» Objective: Tally up the lines carrying the string "components" and respond with only the resulting number.

-- Start of Provided data --

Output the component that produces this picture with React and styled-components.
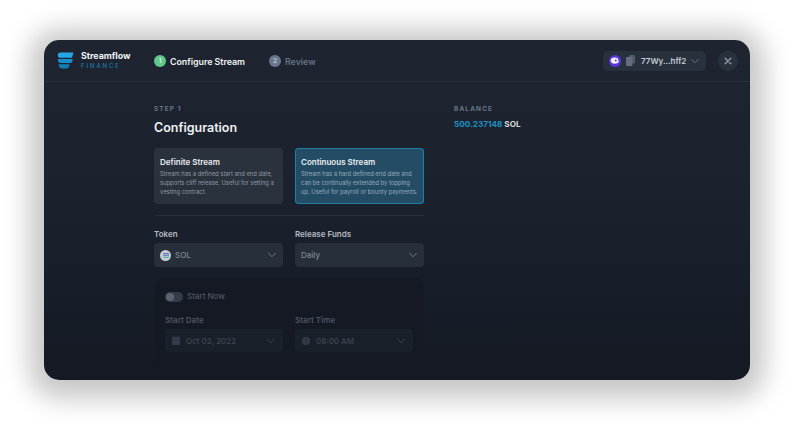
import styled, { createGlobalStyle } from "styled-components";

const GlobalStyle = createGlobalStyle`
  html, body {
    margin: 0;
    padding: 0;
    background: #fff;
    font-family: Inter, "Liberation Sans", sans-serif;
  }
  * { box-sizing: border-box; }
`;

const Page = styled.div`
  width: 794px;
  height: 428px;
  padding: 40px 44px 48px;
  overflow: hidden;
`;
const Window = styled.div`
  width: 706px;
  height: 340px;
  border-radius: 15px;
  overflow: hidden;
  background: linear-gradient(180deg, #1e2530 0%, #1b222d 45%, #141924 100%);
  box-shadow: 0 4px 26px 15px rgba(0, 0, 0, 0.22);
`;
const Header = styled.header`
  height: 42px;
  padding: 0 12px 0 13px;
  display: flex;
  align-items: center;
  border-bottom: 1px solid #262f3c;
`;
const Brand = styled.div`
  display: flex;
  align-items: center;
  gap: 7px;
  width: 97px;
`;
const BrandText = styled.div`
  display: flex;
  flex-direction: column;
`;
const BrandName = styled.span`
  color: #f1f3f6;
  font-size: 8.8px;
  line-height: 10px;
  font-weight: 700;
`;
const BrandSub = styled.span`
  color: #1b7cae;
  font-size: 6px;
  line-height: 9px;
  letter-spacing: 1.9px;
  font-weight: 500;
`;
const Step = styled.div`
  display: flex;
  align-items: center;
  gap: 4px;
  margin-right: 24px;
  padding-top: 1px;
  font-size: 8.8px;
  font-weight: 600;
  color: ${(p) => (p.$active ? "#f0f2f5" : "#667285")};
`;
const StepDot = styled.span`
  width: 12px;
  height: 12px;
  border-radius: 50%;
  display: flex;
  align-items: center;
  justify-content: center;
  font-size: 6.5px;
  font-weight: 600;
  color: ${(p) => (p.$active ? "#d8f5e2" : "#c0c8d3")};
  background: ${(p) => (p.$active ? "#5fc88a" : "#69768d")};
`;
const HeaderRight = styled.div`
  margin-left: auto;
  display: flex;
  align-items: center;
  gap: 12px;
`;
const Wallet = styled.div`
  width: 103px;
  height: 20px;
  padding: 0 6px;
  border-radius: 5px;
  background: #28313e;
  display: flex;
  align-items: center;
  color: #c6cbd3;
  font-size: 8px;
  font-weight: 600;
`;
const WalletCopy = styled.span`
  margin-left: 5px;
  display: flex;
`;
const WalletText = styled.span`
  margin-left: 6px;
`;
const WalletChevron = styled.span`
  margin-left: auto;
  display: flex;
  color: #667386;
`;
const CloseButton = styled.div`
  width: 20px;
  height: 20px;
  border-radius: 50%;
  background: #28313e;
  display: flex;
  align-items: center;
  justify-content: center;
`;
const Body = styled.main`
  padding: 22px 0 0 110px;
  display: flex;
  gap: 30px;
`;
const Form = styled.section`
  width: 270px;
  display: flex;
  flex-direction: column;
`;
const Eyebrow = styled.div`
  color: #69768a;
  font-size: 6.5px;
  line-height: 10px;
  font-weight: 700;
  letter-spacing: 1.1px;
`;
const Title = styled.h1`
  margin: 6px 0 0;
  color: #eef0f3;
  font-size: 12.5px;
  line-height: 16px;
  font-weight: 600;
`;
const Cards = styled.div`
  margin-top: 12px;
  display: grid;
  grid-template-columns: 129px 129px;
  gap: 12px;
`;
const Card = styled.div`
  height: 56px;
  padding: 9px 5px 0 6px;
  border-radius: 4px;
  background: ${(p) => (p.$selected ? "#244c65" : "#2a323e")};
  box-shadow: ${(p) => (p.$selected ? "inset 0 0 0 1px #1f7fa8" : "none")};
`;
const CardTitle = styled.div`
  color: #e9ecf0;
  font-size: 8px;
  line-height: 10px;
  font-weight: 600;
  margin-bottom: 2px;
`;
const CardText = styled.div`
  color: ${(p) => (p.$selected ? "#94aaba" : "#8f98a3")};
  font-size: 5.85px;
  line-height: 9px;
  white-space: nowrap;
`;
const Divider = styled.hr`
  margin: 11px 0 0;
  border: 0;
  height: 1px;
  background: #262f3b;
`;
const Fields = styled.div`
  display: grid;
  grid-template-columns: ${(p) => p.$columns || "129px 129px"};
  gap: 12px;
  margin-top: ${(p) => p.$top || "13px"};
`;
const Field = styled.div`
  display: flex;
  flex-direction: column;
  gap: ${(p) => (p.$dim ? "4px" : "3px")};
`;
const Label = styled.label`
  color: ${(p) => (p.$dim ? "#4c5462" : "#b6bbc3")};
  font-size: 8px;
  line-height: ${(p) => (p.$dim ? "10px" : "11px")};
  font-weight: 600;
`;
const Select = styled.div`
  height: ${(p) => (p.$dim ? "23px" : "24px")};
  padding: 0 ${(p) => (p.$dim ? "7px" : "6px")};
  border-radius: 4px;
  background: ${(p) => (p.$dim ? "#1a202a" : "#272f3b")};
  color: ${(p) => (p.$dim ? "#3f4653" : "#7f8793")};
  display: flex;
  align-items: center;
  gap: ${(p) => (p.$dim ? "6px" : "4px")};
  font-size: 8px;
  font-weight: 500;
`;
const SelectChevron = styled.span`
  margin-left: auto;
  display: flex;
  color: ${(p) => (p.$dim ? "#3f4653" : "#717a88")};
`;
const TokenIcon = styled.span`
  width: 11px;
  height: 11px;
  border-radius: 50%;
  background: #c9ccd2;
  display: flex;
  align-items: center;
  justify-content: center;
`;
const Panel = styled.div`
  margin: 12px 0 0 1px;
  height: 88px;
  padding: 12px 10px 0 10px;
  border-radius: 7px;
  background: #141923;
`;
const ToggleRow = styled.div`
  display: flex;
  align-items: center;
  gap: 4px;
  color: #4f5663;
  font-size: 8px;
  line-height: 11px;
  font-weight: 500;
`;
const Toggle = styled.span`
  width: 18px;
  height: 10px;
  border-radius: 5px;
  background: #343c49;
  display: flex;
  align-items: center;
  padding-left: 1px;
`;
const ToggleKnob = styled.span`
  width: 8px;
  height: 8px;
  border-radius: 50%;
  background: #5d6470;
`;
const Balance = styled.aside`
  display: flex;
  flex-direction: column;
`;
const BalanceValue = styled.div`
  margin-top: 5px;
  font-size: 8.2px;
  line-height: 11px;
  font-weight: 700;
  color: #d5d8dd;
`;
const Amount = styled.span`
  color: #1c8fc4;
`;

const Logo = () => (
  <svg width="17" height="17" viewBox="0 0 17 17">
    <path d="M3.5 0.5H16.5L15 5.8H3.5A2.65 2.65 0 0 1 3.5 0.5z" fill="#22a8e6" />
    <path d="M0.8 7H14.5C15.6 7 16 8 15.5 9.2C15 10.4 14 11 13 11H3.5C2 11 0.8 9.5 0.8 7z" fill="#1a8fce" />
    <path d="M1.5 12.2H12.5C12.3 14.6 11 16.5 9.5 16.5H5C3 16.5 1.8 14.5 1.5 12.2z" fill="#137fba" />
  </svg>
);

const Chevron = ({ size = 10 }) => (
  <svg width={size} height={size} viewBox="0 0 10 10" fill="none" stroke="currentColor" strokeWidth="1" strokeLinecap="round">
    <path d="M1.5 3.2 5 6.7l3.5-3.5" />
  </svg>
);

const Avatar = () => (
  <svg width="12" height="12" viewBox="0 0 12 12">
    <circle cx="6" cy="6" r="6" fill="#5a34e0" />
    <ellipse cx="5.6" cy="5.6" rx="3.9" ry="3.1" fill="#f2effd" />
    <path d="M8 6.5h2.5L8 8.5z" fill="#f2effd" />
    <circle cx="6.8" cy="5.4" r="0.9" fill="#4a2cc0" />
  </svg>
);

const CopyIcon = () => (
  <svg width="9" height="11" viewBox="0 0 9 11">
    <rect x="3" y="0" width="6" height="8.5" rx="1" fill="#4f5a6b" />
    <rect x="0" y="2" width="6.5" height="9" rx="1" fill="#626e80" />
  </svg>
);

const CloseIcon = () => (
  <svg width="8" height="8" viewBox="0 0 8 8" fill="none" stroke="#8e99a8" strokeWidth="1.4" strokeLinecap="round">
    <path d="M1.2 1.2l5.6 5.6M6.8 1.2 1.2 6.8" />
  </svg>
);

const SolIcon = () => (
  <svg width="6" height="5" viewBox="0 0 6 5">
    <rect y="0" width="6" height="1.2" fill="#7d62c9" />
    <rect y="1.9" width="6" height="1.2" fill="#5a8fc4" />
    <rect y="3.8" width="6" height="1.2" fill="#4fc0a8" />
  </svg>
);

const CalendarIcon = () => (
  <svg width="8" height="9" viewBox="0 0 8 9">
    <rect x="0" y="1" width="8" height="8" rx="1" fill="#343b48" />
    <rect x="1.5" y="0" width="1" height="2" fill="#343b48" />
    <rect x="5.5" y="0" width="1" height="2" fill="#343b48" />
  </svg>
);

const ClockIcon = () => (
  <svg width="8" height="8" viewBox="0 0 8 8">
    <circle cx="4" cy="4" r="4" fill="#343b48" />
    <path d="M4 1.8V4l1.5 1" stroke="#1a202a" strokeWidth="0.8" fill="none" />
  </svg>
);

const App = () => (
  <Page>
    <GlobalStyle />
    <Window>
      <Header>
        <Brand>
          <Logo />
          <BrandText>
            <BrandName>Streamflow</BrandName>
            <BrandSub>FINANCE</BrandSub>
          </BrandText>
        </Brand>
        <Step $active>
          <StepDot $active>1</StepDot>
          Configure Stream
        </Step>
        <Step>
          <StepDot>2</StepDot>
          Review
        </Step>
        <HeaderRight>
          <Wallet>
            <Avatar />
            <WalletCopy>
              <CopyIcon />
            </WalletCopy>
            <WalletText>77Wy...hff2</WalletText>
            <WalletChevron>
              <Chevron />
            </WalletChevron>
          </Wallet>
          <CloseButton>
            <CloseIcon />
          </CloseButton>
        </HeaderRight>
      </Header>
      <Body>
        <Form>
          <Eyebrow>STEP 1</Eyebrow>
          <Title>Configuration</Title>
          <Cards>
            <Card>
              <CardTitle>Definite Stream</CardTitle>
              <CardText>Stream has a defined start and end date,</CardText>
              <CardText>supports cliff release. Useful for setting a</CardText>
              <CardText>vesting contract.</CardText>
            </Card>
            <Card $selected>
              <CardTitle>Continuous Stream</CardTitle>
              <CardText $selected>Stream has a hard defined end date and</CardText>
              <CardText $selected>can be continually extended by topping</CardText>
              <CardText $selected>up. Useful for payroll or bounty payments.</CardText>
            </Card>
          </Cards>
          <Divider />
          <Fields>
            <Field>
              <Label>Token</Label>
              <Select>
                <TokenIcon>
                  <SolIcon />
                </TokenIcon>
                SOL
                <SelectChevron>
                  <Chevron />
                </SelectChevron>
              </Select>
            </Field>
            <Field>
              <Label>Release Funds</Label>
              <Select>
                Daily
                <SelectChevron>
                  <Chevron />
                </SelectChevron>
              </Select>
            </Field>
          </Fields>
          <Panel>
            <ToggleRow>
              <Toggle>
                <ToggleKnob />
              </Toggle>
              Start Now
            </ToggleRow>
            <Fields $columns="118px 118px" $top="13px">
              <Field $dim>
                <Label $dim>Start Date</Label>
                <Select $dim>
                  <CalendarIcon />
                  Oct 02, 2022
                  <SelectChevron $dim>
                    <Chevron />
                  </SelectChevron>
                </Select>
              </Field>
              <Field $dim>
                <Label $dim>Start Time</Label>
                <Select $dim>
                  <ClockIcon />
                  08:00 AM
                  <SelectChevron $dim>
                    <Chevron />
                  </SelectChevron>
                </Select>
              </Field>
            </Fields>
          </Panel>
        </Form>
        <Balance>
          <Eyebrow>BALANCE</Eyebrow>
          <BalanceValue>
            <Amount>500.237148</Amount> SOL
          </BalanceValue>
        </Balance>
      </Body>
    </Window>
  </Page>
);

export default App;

-- End of Provided data --

» Solution to the exercise: 2